Вот ещё одна цитата из пьесы: «Мы висим вместе головой вниз в темноте, в сырости, и мы по-прежнему одиноки, каждый из нас». Это суть, самая соль этого текста. При этом пьеса —не тоскливая нудота об одиночестве: она очень смешная, жесткая, контрастная и отчасти провокационная. И очень узнаваемая. Это происходит с нами, здесь и сейчас. Мы все немножечко животные, животное в каждом из нас сидит и очень хочет вырваться из одиночества, в котором оно пребывает. Но вырываясь, понимает: то, что оно получило на выходе, — это совсем не то, к чему оно стремилось.

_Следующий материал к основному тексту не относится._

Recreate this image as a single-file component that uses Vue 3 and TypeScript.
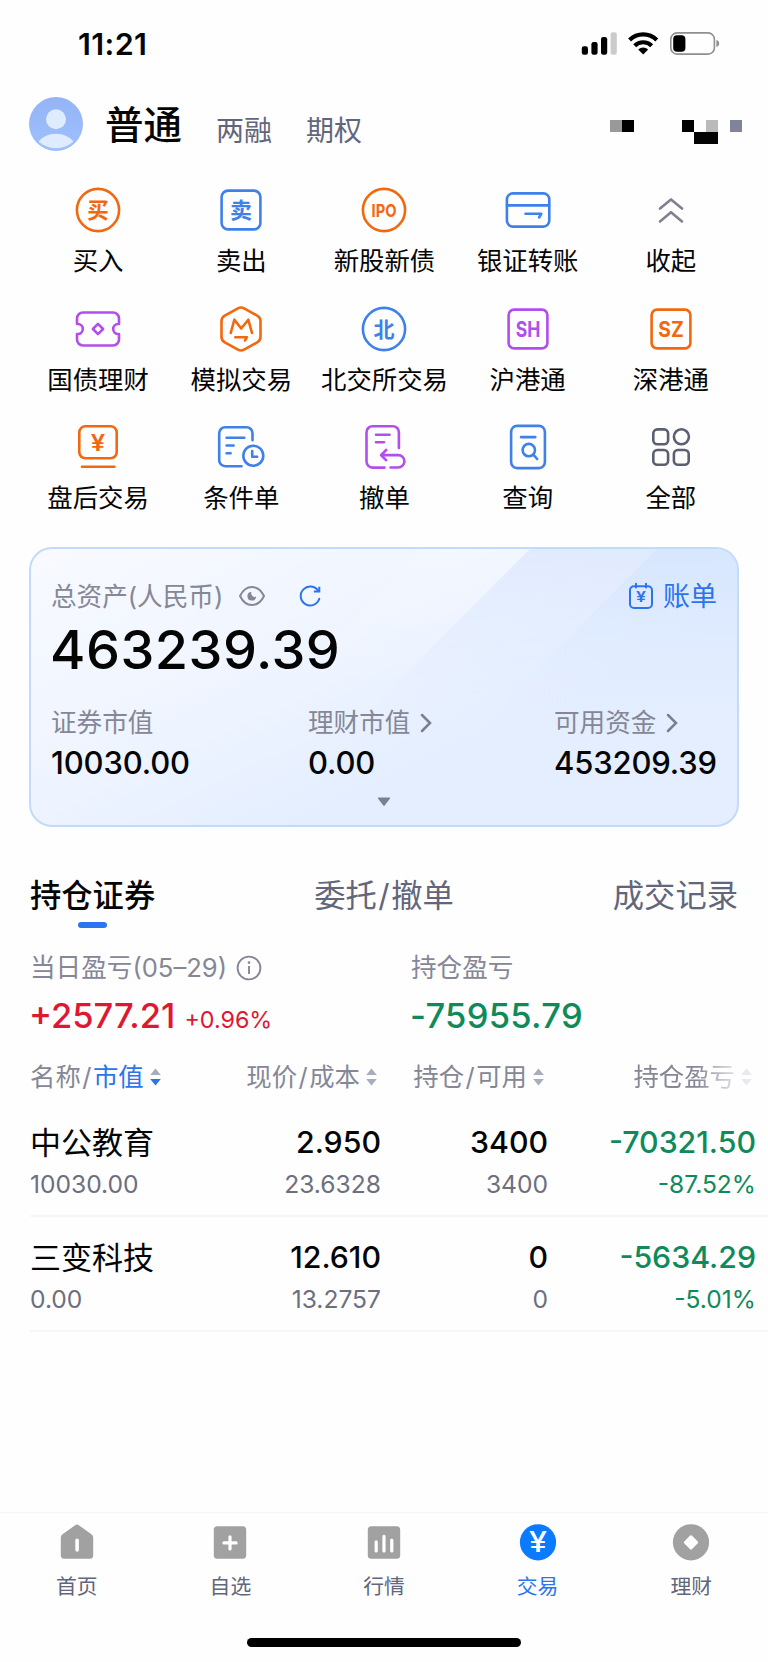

— Наверное, и терапевтический сеанс, и разоблачение переживут как актёры, так и зрители?
— Ну, это немножко нагловатая такая заявка получается: «Приходите, сейчас всех лечить будем». Нет, это с моей стороны больше такая стилистическая игра, некий жанровый сдвиг. Хочется, чтобы эти «зверушкины истории» казались спонтанно возникающими.
Хочется поменять что-то и в моей работе с труппой. Потому что существует уже определённый шаблон — в спектаклях Сакаева все бегают, кричат, всё время что-то бухает, кого-то куда-то волочат, кому-то что-то ломают, — такой вечный «Заводной апельсин». А хотелось бы выйти за эти пределы, сменить взгляд. Поэтому я здесь отказываюсь от сценографии и роскошных костюмов. В этих историях важна личность исполнителя. И мы будем стремиться, чтобы эта личность проявилась через текст. Хочется сосредоточиться на актёрах. Потому что, во-первых, я очень люблю эту труппу, и во-вторых, я понимаю, что у них практически нет жанровых ограничений и творческих границ и запретов. Ну, классные актёры!
Виктор Панов:
«Ромео и Джульетта» — гениальный был спектакль. Может быть, весной мы его восстановим. Он должен быть у нас в репертуаре, пусть он и будет другим. Ну, и Достоевский — я от него не отцеплюсь.